_The exercise_
Starting at the line that contains "Give me the" and stopping at the line that contains "7H3.300L1.800 5H.3l.8 3.500L.3", return those lines exactly and nothing else. Both end lines count; pictures do not.

_ _ _ _

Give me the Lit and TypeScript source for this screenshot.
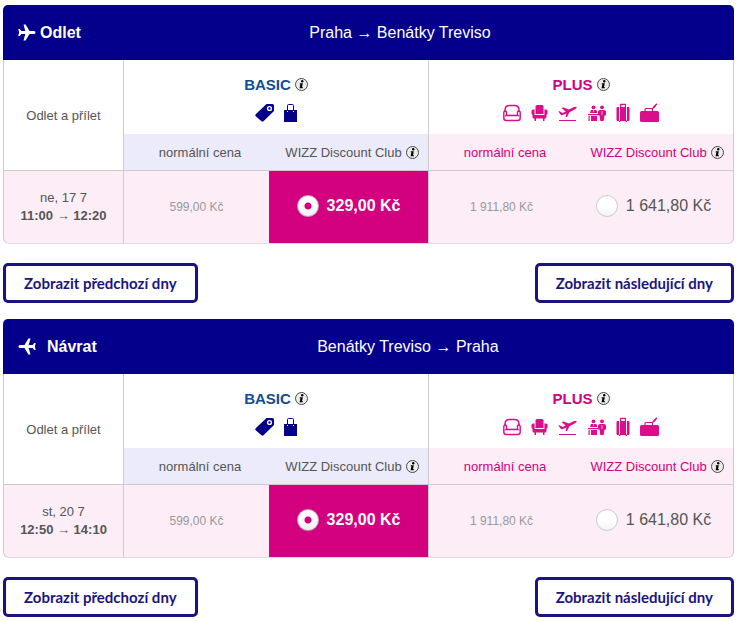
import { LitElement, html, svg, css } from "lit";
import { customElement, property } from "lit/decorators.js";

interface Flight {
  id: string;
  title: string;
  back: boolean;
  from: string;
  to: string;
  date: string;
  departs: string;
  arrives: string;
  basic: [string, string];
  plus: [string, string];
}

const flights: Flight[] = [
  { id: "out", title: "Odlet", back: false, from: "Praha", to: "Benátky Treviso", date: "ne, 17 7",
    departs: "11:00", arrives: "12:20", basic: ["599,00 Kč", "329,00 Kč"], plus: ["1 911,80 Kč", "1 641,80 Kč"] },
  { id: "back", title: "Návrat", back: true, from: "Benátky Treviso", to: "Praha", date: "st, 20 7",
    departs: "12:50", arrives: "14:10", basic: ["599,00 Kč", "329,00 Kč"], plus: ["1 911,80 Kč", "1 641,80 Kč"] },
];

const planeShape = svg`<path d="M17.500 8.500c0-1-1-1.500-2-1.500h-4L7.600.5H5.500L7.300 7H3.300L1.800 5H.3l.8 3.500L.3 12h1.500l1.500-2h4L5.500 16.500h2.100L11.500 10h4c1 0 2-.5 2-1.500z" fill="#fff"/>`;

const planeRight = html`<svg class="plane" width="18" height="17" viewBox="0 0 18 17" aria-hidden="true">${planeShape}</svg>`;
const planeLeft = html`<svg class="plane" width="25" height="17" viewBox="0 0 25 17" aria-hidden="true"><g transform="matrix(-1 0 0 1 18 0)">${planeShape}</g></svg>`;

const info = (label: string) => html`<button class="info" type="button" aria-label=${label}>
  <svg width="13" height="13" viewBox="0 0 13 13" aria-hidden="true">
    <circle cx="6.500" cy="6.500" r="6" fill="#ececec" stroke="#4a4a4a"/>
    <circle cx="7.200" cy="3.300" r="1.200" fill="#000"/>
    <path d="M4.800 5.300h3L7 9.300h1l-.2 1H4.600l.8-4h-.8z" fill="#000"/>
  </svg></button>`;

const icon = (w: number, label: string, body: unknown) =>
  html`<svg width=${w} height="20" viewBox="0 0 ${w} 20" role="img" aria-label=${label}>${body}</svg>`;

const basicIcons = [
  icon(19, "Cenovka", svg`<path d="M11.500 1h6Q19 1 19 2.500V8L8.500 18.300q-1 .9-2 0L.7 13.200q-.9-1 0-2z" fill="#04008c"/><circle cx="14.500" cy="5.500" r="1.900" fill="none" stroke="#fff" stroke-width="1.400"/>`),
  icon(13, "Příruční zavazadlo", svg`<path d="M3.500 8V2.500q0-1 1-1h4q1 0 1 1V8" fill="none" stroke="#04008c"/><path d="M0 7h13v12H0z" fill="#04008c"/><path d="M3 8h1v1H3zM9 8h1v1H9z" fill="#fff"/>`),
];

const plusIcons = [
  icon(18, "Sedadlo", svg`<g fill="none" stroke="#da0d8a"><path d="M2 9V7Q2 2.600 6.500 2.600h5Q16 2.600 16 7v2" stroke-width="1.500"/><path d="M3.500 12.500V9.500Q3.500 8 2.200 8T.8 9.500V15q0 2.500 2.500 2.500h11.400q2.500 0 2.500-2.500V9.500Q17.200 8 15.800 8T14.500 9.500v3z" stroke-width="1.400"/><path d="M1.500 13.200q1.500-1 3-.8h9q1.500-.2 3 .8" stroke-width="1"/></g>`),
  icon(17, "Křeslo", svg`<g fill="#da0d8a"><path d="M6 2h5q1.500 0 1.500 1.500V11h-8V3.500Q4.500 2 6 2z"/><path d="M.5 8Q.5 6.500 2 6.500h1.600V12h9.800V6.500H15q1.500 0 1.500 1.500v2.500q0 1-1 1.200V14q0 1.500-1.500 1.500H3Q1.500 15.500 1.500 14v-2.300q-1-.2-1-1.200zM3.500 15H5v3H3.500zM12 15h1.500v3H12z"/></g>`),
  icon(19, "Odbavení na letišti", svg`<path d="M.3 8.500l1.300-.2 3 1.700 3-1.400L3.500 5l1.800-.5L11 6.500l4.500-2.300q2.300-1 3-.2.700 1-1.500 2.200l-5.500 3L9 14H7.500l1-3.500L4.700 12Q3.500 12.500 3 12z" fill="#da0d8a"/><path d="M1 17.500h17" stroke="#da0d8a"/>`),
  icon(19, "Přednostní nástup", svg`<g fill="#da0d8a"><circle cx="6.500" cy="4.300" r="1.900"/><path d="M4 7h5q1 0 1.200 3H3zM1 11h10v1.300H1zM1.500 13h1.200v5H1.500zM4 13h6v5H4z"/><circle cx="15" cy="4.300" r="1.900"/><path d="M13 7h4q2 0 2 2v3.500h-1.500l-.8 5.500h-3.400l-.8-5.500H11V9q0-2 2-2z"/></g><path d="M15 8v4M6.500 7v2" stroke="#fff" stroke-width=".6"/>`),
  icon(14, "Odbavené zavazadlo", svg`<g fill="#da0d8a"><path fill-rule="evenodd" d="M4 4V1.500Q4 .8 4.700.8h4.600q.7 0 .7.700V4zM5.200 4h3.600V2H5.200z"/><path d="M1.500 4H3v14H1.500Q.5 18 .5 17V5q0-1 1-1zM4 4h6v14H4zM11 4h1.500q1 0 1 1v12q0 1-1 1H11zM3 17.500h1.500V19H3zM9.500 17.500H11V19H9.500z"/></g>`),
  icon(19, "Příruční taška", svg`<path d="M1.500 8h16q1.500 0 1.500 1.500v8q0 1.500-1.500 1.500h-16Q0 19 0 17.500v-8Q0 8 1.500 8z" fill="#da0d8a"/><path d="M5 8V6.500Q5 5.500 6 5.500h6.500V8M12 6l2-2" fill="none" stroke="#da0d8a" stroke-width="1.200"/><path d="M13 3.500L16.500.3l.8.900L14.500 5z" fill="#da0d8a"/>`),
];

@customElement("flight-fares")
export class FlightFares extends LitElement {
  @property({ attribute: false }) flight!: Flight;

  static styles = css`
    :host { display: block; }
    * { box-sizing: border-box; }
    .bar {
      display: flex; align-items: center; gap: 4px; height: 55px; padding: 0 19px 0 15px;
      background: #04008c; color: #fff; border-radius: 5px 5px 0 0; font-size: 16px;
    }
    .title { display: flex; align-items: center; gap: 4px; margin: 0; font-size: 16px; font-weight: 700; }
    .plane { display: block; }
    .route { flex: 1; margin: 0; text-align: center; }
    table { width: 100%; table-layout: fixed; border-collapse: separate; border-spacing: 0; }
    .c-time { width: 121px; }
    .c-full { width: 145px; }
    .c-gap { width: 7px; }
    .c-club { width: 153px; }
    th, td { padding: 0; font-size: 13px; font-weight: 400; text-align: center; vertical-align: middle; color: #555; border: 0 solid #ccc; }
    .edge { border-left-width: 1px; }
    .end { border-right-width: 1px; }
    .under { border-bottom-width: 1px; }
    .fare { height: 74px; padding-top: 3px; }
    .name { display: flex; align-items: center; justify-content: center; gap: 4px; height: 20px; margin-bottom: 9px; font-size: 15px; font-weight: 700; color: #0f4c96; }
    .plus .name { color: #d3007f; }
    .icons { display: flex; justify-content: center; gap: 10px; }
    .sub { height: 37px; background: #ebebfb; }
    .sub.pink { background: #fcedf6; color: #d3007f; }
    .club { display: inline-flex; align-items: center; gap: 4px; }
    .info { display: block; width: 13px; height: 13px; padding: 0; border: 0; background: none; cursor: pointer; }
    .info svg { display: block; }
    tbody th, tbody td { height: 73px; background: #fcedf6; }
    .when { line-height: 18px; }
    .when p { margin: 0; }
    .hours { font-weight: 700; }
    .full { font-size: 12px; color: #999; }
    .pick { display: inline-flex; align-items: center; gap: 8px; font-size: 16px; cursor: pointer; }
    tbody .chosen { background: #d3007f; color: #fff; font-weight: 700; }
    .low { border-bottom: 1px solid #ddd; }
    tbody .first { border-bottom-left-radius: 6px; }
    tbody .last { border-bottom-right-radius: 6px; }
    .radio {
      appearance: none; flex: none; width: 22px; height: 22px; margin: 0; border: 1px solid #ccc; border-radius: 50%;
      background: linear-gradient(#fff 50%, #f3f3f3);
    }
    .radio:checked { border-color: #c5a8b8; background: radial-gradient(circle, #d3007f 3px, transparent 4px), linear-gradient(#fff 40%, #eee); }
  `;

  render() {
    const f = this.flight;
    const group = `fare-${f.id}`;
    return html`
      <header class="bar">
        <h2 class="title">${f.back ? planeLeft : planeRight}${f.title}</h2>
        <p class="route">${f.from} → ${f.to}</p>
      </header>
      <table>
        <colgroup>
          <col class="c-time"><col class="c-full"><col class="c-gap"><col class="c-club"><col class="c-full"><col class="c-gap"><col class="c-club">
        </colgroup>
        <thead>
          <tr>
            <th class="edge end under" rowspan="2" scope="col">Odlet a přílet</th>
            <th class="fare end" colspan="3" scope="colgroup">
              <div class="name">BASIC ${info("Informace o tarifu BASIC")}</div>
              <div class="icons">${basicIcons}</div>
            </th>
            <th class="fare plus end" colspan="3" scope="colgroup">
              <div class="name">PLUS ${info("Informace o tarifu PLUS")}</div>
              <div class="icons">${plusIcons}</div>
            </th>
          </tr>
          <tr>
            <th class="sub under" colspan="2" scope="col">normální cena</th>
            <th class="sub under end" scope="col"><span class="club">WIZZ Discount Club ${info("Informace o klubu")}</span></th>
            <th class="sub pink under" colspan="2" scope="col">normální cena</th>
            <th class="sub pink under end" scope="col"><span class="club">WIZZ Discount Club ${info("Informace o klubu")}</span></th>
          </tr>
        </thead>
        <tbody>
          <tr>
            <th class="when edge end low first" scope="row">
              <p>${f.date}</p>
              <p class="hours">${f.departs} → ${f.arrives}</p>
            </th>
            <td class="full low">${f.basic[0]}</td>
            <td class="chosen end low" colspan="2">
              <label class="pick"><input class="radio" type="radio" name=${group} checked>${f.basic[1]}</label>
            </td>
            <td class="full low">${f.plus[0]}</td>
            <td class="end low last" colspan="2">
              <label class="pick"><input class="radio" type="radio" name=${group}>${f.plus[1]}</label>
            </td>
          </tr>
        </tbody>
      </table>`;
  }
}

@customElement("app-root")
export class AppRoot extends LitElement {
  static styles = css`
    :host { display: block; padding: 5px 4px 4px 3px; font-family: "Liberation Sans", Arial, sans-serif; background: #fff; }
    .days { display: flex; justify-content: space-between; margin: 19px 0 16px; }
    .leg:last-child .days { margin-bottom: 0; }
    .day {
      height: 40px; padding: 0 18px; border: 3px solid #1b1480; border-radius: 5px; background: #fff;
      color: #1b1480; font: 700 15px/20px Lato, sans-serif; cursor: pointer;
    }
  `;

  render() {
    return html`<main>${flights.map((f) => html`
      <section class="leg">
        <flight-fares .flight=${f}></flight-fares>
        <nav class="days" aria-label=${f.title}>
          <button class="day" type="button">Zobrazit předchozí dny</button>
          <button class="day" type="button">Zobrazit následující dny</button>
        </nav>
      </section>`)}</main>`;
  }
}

_ _ _ _

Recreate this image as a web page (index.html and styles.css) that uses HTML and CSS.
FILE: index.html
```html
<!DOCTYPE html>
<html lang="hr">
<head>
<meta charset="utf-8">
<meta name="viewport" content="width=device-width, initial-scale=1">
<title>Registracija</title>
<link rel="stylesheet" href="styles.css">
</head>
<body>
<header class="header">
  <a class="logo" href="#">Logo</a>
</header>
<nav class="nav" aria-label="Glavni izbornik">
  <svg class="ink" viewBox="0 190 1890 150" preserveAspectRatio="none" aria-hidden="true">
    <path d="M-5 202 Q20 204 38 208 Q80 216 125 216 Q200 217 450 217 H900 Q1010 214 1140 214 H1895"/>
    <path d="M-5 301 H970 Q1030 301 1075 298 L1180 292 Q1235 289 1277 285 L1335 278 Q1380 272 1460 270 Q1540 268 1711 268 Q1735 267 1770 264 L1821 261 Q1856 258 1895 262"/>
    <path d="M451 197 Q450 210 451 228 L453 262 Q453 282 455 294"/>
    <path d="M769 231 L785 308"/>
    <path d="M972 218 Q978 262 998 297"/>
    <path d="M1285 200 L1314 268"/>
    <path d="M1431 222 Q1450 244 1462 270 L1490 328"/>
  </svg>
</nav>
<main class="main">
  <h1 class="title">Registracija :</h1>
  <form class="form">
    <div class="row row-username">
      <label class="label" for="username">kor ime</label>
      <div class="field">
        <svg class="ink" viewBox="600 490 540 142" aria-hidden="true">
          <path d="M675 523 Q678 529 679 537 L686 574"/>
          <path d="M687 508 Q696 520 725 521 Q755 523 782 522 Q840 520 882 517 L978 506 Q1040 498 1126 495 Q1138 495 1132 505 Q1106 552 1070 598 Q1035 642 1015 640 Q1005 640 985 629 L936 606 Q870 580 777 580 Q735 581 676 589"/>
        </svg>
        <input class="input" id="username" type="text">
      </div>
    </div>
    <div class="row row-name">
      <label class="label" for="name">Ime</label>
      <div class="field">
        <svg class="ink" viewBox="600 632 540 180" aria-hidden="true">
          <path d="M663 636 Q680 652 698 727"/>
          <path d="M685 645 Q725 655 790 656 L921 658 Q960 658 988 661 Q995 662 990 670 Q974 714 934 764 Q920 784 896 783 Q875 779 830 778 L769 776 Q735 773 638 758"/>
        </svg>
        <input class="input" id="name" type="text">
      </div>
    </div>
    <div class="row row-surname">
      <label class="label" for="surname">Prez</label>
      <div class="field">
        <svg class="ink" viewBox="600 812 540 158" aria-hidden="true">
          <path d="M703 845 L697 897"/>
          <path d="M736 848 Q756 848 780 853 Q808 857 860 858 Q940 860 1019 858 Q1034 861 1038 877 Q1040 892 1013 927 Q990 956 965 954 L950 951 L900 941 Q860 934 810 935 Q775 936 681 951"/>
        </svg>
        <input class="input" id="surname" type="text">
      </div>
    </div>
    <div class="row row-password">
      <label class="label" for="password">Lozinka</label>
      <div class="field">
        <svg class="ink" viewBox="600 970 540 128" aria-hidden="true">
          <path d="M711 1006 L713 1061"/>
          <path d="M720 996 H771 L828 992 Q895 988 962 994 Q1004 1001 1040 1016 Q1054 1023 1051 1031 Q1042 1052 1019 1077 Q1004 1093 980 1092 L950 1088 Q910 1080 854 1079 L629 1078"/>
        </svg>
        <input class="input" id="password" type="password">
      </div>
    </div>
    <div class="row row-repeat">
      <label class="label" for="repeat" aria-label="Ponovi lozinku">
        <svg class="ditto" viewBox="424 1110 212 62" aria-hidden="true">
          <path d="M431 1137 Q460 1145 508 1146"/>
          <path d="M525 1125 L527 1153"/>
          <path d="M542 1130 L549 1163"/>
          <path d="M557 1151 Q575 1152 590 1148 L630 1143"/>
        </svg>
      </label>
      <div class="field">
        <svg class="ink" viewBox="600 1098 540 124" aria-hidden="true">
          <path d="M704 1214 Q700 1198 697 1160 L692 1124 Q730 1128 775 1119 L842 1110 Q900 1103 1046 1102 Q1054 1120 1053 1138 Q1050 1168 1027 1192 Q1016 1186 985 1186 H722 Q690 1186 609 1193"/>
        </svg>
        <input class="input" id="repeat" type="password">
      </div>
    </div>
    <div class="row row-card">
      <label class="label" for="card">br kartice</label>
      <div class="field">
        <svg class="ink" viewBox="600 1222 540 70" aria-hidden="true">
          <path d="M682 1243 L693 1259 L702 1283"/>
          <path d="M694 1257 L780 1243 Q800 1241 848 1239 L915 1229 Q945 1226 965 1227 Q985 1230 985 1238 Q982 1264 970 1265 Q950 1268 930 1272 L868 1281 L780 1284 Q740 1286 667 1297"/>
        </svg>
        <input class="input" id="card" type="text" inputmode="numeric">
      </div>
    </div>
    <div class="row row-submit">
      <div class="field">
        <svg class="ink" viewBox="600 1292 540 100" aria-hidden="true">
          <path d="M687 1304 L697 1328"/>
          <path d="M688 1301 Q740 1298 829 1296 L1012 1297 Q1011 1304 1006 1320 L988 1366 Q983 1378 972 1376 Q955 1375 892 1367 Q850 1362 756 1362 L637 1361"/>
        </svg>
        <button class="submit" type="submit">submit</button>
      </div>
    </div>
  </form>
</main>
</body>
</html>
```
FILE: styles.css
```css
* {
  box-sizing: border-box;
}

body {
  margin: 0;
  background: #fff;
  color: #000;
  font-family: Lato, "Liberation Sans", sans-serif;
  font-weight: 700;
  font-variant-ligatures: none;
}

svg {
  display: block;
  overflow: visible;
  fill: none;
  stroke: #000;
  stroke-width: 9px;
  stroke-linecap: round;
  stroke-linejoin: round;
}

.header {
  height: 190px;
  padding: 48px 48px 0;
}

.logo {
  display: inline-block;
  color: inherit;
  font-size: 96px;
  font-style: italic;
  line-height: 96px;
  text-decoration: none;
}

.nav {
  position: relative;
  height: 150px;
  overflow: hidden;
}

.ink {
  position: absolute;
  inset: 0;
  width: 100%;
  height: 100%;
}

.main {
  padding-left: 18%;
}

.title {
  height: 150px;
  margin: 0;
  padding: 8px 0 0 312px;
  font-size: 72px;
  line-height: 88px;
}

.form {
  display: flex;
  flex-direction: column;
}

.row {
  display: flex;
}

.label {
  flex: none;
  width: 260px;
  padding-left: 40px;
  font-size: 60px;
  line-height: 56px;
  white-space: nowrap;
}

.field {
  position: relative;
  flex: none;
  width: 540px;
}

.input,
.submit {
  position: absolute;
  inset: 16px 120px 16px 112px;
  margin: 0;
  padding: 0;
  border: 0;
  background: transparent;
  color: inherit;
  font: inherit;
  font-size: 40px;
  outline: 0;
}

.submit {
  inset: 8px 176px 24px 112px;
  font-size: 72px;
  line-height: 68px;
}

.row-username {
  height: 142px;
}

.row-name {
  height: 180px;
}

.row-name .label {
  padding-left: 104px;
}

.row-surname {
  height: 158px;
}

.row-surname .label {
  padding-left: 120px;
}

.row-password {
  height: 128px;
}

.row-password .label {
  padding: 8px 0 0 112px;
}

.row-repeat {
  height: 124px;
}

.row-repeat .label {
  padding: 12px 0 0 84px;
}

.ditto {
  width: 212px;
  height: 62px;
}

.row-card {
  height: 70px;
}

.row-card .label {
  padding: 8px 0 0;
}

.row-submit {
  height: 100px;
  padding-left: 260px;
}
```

_ _ _ _

_Output of the task_
Give me the Lit and TypeScript source for this screenshot.
import { LitElement, html, svg, css } from "lit";
import { customElement, property } from "lit/decorators.js";

interface Flight {
  id: string;
  title: string;
  back: boolean;
  from: string;
  to: string;
  date: string;
  departs: string;
  arrives: string;
  basic: [string, string];
  plus: [string, string];
}

const flights: Flight[] = [
  { id: "out", title: "Odlet", back: false, from: "Praha", to: "Benátky Treviso", date: "ne, 17 7",
    departs: "11:00", arrives: "12:20", basic: ["599,00 Kč", "329,00 Kč"], plus: ["1 911,80 Kč", "1 641,80 Kč"] },
  { id: "back", title: "Návrat", back: true, from: "Benátky Treviso", to: "Praha", date: "st, 20 7",
    departs: "12:50", arrives: "14:10", basic: ["599,00 Kč", "329,00 Kč"], plus: ["1 911,80 Kč", "1 641,80 Kč"] },
];

const planeShape = svg`<path d="M17.500 8.500c0-1-1-1.500-2-1.500h-4L7.600.5H5.500L7.300 7H3.300L1.800 5H.3l.8 3.500L.3 12h1.500l1.500-2h4L5.500 16.500h2.100L11.500 10h4c1 0 2-.5 2-1.500z" fill="#fff"/>`;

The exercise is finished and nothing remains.